**Aim**
Scan the material that follows. Copy every line containing the word "index".
+++
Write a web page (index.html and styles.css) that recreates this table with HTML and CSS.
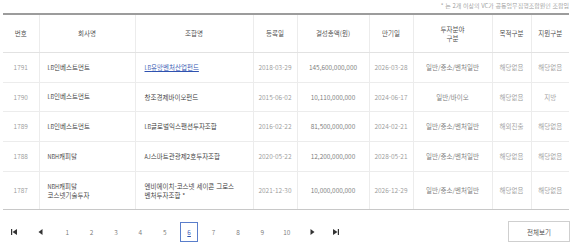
FILE: index.html
```html
<!DOCTYPE html>
<html lang="ko">
<head>
<meta charset="utf-8">
<link rel="stylesheet" href="styles.css">
</head>
<body>
<div class="page">
  <p class="note">* 는 2개 이상의 VC가 공동업무집행조합원인 조합임</p>
  <table class="list">
    <colgroup>
      <col class="c-no"><col class="c-co"><col class="c-fund"><col class="c-reg"><col class="c-amt"><col class="c-exp"><col class="c-field"><col class="c-purp"><col class="c-sup">
    </colgroup>
    <thead>
      <tr>
        <th>번호</th><th>회사명</th><th>조합명</th><th>등록일</th><th>결성총액(원)</th><th>만기일</th><th>투자분야<br>구분</th><th>목적구분</th><th>지원구분</th>
      </tr>
    </thead>
    <tbody>
      <tr>
        <td class="no">1791</td><td class="co"><span class="en">LB</span>인베스트먼트</td><td class="fund"><a href="#"><span class="en">LB</span>유망벤처산업펀드</a></td><td class="date">2018-03-29</td><td class="amt">145,600,000,000</td><td class="date">2026-03-28</td><td class="field">일반/중소/벤처일반</td><td class="etc">해당없음</td><td class="etc">해당없음</td>
      </tr>
      <tr class="r2">
        <td class="no">1790</td><td class="co"><span class="en">LB</span>인베스트먼트</td><td class="fund">창조경제바이오펀드</td><td class="date">2015-06-02</td><td class="amt">10,110,000,000</td><td class="date">2024-06-17</td><td class="field">일반/바이오</td><td class="etc">해당없음</td><td class="etc">지방</td>
      </tr>
      <tr>
        <td class="no">1789</td><td class="co"><span class="en">LB</span>인베스트먼트</td><td class="fund"><span class="en">LB</span>글로벌익스팬션투자조합</td><td class="date">2016-02-22</td><td class="amt">81,500,000,000</td><td class="date">2024-02-21</td><td class="field">일반/중소/벤처일반</td><td class="etc">해외진출</td><td class="etc">해당없음</td>
      </tr>
      <tr>
        <td class="no">1788</td><td class="co"><span class="en">NBH</span>캐피탈</td><td class="fund"><span class="en">AJ</span>스마트관광제2호투자조합</td><td class="date">2020-05-22</td><td class="amt">12,200,000,000</td><td class="date">2028-05-21</td><td class="field">일반/중소/벤처일반</td><td class="etc">해당없음</td><td class="etc">해당없음</td>
      </tr>
      <tr class="last">
        <td class="no">1787</td><td class="co"><span class="en">NBH</span>캐피탈<br>코스넷기술투자</td><td class="fund">엔비에이치-코스넷 세이콘 그로스<br>벤처투자조합 *</td><td class="date">2021-12-30</td><td class="amt">10,000,000,000</td><td class="date">2026-12-29</td><td class="field">일반/중소/벤처일반</td><td class="etc">해당없음</td><td class="etc">해당없음</td>
      </tr>
    </tbody>
  </table>
  <div class="bottom">
    <nav class="pager">
      <a class="pg icon first" href="#" aria-label="처음"><svg width="6" height="6" viewBox="0 0 6 6"><rect x="0" y="0" width="1.2" height="6" fill="#333"/><polygon points="6,0 6,6 1.5,3" fill="#333"/></svg></a>
      <a class="pg icon prev" href="#" aria-label="이전"><svg width="5" height="6" viewBox="0 0 5 6"><polygon points="4.5,0 4.5,6 0.5,3" fill="#333"/></svg></a>
      <a class="pg num" href="#">1</a>
      <a class="pg num" href="#">2</a>
      <a class="pg num" href="#">3</a>
      <a class="pg num" href="#">4</a>
      <a class="pg num" href="#">5</a>
      <a class="pg num on" href="#"><span>6</span></a>
      <a class="pg num" href="#">7</a>
      <a class="pg num" href="#">8</a>
      <a class="pg num" href="#">9</a>
      <a class="pg num" href="#">10</a>
      <a class="pg icon next" href="#" aria-label="다음"><svg width="5" height="6" viewBox="0 0 5 6"><polygon points="0.5,0 0.5,6 4.5,3" fill="#333"/></svg></a>
      <a class="pg icon last-p" href="#" aria-label="마지막"><svg width="6" height="6" viewBox="0 0 6 6"><polygon points="0,0 0,6 4.5,3" fill="#333"/><rect x="4.8" y="0" width="1.2" height="6" fill="#333"/></svg></a>
    </nav>
    <button class="all" type="button">전체보기</button>
  </div>
</div>
</body>
</html>
```

FILE: styles.css
```css
html, body {
  margin: 0;
  padding: 0;
  background: #fff;
}
body {
  font-family: "Noto Sans CJK KR", "Noto Sans", sans-serif;
  font-size: 6.5px;
  font-weight: 350;
  color: #333;
}
.page {
  width: 566px;
  padding: 0 7px 0 3px;
}
.note {
  margin: 0;
  height: 13px;
  line-height: 11px;
  text-align: right;
  font-size: 6px;
  color: #999;
}
.list {
  width: 566px;
  border-collapse: collapse;
  table-layout: fixed;
  border-top: 2px solid #9c9c9c;
  border-bottom: 1px solid #c8c8c8;
}
.c-no { width: 36px; }
.c-co { width: 96px; }
.c-fund { width: 118px; }
.c-reg { width: 44px; }
.c-amt { width: 72px; }
.c-exp { width: 44px; }
.c-field { width: 79px; }
.c-purp { width: 39px; }
.c-sup { width: 38px; }
.en { font-size: 5.5px; }
.list th {
  height: 37px;
  padding: 0;
  font-weight: 350;
  color: #444;
  line-height: 9px;
  text-align: center;
  border-bottom: 1px solid #e2e2e2;
  border-left: 1px solid #ececec;
}
.list td {
  height: 29px;
  padding: 0;
  text-align: center;
  vertical-align: middle;
  line-height: 8.5px;
  border-bottom: 1px solid #ececec;
  border-left: 1px solid #ececec;
  color: #888;
}
.list th:first-child, .list td:first-child { border-left: none; }
.list .r2 td { height: 28px; }
.list .last td { height: 37px; border-bottom: 1px solid #c8c8c8; }
.list td.no { color: #999; }
.list td.co { text-align: left; padding-left: 8px; color: #333; }
.list td.fund { text-align: left; padding-left: 9px; color: #333; }
.list td.fund a { color: #2f52b0; text-decoration: underline; }
.list td.date { color: #999; }
.list td.amt { color: #777; }
.list td.field { color: #777; }
.list td.etc { color: #999; }

.bottom {
  display: flex;
  justify-content: space-between;
  align-items: flex-start;
  margin-top: 11px;
}
.pager {
  display: flex;
  align-items: center;
  margin-left: -2px;
  height: 22px;
}
.pg {
  display: flex;
  align-items: center;
  justify-content: center;
  height: 22px;
  color: #777;
  text-decoration: none;
}
.pg.icon { width: 26px; }
.pg.prev { margin-right: 2px; }
.pg.num { width: 24.4px; }
.pg.next { width: 24px; margin-left: 2px; }
.pg.last-p { width: 22px; }
.pg.on span {
  display: flex;
  align-items: center;
  justify-content: center;
  width: 18px;
  height: 20px;
  border: 1px solid #5a7ecb;
  color: #2f52b0;
  text-decoration: underline;
  box-sizing: border-box;
}
.all {
  width: 62px;
  height: 21px;
  margin: 0 -1px 0 0;
  padding: 0;
  border: 1px solid #cfcfcf;
  background: #fff;
  font-family: "Noto Sans CJK KR", "Noto Sans", sans-serif;
  font-size: 6.5px;
  font-weight: 350;
  color: #444;
}
```
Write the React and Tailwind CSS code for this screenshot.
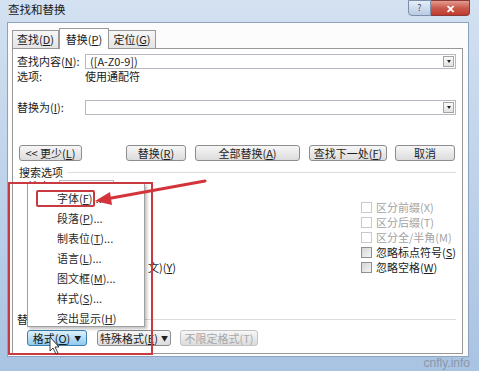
import React from 'react'

const font = { fontFamily: '"Noto Sans CJK SC", "Noto Sans", sans-serif' }

function U({ children }) {
  return <span className="underline underline-offset-1">{children}</span>
}

function Btn({ children, className = '', disabled }) {
  return (
    <div
      className={`h-[16px] flex items-center justify-center rounded-[3px] border border-[#8d8d8d] bg-linear-to-b from-[#f7f7f7] to-[#dcdcdc] text-[11px] leading-none whitespace-nowrap ${
        disabled ? 'text-[#a8a8a8] border-[#c4c4c4]' : 'text-[#1e1e1e]'
      } ${className}`}
    >
      {children}
    </div>
  )
}

function Combo({ value }) {
  return (
    <div className="flex-1 h-[15px] border border-[#b6b9c1] bg-white flex items-center pl-[4px] pr-[1px] text-[11px] leading-none">
      <span className="flex-1">{value}</span>
      <div className="w-[11px] h-[11px] border border-[#a5a5a5] bg-linear-to-b from-[#fafafa] to-[#e2e2e2] flex items-center justify-center">
        <div className="w-0 h-0 border-l-[2.5px] border-r-[2.5px] border-t-[3px] border-l-transparent border-r-transparent border-t-[#222]" />
      </div>
    </div>
  )
}

function Check({ label, disabled }) {
  return (
    <div className="h-[15px] flex items-center gap-[4px]">
      <div
        className={`w-[11px] h-[11px] border ${
          disabled ? 'border-[#c9c9c9] bg-white' : 'border-[#8f8f8f] bg-linear-to-br from-[#d6d6d6] to-[#f4f4f4]'
        }`}
      />
      <span className={`text-[11px] leading-none ${disabled ? 'text-[#a3a3a3]' : 'text-[#1a1a1a]'}`}>{label}</span>
    </div>
  )
}

const menuItems = [
  ['字体(', 'F', ')...'],
  ['段落(', 'P', ')...'],
  ['制表位(', 'T', ')...'],
  ['语言(', 'L', ')...'],
  ['图文框(', 'M', ')...'],
  ['样式(', 'S', ')...'],
  ['突出显示(', 'H', ')'],
]

export default function App() {
  return (
    <div style={font} className="relative w-[479px] h-[371px] overflow-hidden bg-linear-to-b from-[#d3e1f1] to-[#a9c3e3] text-[#1a1a1a]">
      {/* title bar */}
      <div className="h-[22px] flex items-start">
        <span className="pl-[8px] pt-[4px] text-[11.5px] leading-none text-[#1a1a1a]">查找和替换</span>
        <div className="ml-auto mr-[9px] flex">
          <div className="w-[23px] h-[16px] rounded-bl-[4px] border border-[#7d8fa8] bg-linear-to-b from-[#e6eef8] to-[#b9cbe2] flex items-center justify-center text-[9px] text-[#3d4f66]">?</div>
          <div className="w-[39px] h-[16px] rounded-br-[4px] border border-l-0 border-[#8b3a3a] bg-linear-to-b from-[#e59a8f] via-[#c85a4d] to-[#c0392b] flex items-center justify-center text-[11px] font-bold text-white">✕</div>
        </div>
      </div>

      {/* client area */}
      <div className="ml-[7px] w-[462px] h-[335px] bg-[#fcfcfc] border border-[#8da2bd] flex flex-col pl-[4px]">
        {/* tabs */}
        <div className="mt-[4px] h-[21px] flex items-end">
          <div className="w-[47px] h-[18px] border border-b-0 border-[#999] bg-linear-to-b from-[#f6f6f6] to-[#e4e4e4] flex items-center justify-center text-[11px] leading-none">查找(<U>D</U>)</div>
          <div className="w-[50px] h-[21px] -mb-[1px] border border-b-0 border-[#999] bg-white flex items-center justify-center text-[11px] leading-none z-10">替换(<U>P</U>)</div>
          <div className="w-[47px] h-[18px] border border-b-0 border-l-0 border-[#999] bg-linear-to-b from-[#f6f6f6] to-[#e4e4e4] flex items-center justify-center text-[11px] leading-none">定位(<U>G</U>)</div>
        </div>

        {/* tab panel */}
        <div className="w-[451px] h-[306px] border border-[#999] bg-white flex flex-col pl-[4px] pr-[6px]">
          <div className="mt-[5px] flex items-center">
            <span className="w-[68px] text-[11px] leading-none">查找内容(<U>N</U>):</span>
            <Combo value="([A-Z0-9])" />
          </div>
          <div className="h-[14px] flex items-center">
            <span className="w-[68px] text-[11px] leading-none">选项:</span>
            <span className="text-[11px] leading-none">使用通配符</span>
          </div>
          <div className="mt-[17px] flex items-center">
            <span className="w-[68px] text-[11px] leading-none">替换为(<U>I</U>):</span>
            <Combo value="" />
          </div>

          <div className="mt-[30px] flex">
            <Btn className="ml-[2px] w-[63px]">&lt;&lt; 更少(<U>L</U>)</Btn>
            <Btn className="ml-[44px] w-[60px]">替换(<U>R</U>)</Btn>
            <Btn className="ml-[9px] w-[105px]">全部替换(<U>A</U>)</Btn>
            <Btn className="ml-[9px] w-[78px]">查找下一处(<U>F</U>)</Btn>
            <Btn className="ml-[8px] w-[60px]">取消</Btn>
          </div>

          <div className="mt-[4px] h-[14px] flex items-center">
            <span className="ml-[2px] text-[11px] leading-none">搜索选项</span>
            <div className="flex-1 h-px bg-[#dcdcdc] ml-[4px]" />
          </div>
          <div className="h-[14px] flex items-center pl-[11px] gap-[6px]">
            <span className="text-[11px] leading-none">搜索:</span>
            <div className="w-[55px] h-[12px] border border-[#b6b9c1]" />
          </div>

          <div className="mt-[7px] flex">
            <div className="w-[159px] flex flex-col">
              <div className="h-[60px]" />
              <div className="h-[15px] flex justify-end items-center overflow-hidden whitespace-nowrap text-[11px] leading-none">
                文)(<U>Y</U>)
              </div>
            </div>
            <div className="ml-[185px] flex flex-col">
              <Check disabled label="区分前缀(X)" />
              <Check disabled label="区分后缀(T)" />
              <Check disabled label="区分全/半角(M)" />
              <Check label={<>忽略标点符号(<U>S</U>)</>} />
              <Check label={<>忽略空格(<U>W</U>)</>} />
            </div>
          </div>

          <div className="mt-[37px] h-[14px] flex items-center">
            <span className="text-[11px] leading-none">替</span>
            <div className="flex-1 h-px bg-[#dcdcdc] ml-[26px]" />
          </div>
          <div className="mt-[4px] flex">
            <div className="ml-[10px] w-[60px] h-[16px] rounded-[3px] border border-[#3c7fb1] bg-linear-to-b from-[#dff1fc] to-[#8fcaee] flex items-center justify-center text-[11px] leading-none">
              格式(<U>O</U>) <span className="ml-[4px] text-[7px]">▼</span>
            </div>
            <Btn className="ml-[10px] w-[74px]">特殊格式(<U>E</U>) <span className="ml-[3px] text-[7px]">▼</span></Btn>
            <Btn disabled className="ml-[9px] w-[78px]">不限定格式(T)</Btn>
          </div>
        </div>
      </div>

      {/* dropdown menu */}
      <div className="absolute left-[27px] top-[183px] w-[118px] h-[144px] bg-white border border-[#a0a0a0] shadow-[2px_2px_3px_rgba(0,0,0,0.25)] pt-[4px]">
        {menuItems.map(([a, k, b]) => (
          <div key={k} className="h-[20px] flex items-center pl-[29px] text-[11px] leading-none text-[#2a2a2a]">
            {a}<U>{k}</U>{b}
          </div>
        ))}
      </div>

      {/* annotations */}
      <div className="absolute left-[8px] top-[182px] w-[145px] h-[173px] border-2 border-[#c83a40]" />
      <div className="absolute left-[36px] top-[190px] w-[59px] h-[17px] border-2 border-[#c83a40] rounded-[2px]" />
      <svg className="absolute left-0 top-0" width="479" height="371">
        <line x1="205" y1="181" x2="106" y2="199" stroke="#d3343c" strokeWidth="3" strokeLinecap="round" />
        <polygon points="95,201 110,192 112,205" fill="#d3343c" />
        <path d="M50 337 L50 351 L53 348 L56 354 L58 353 L55 347 L59 347 Z" fill="#fff" stroke="#111" strokeWidth="0.8" strokeLinejoin="round" />
      </svg>

      <div className="absolute right-[9px] bottom-[2px] text-[12px] leading-none text-[#8b96a6]" style={{ fontFamily: '"Liberation Sans", Arial, sans-serif' }}>
        cnfly.info
      </div>
    </div>
  )
}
+++
**Full response**
Write a web page (index.html and styles.css) that recreates this table with HTML and CSS.
FILE: index.html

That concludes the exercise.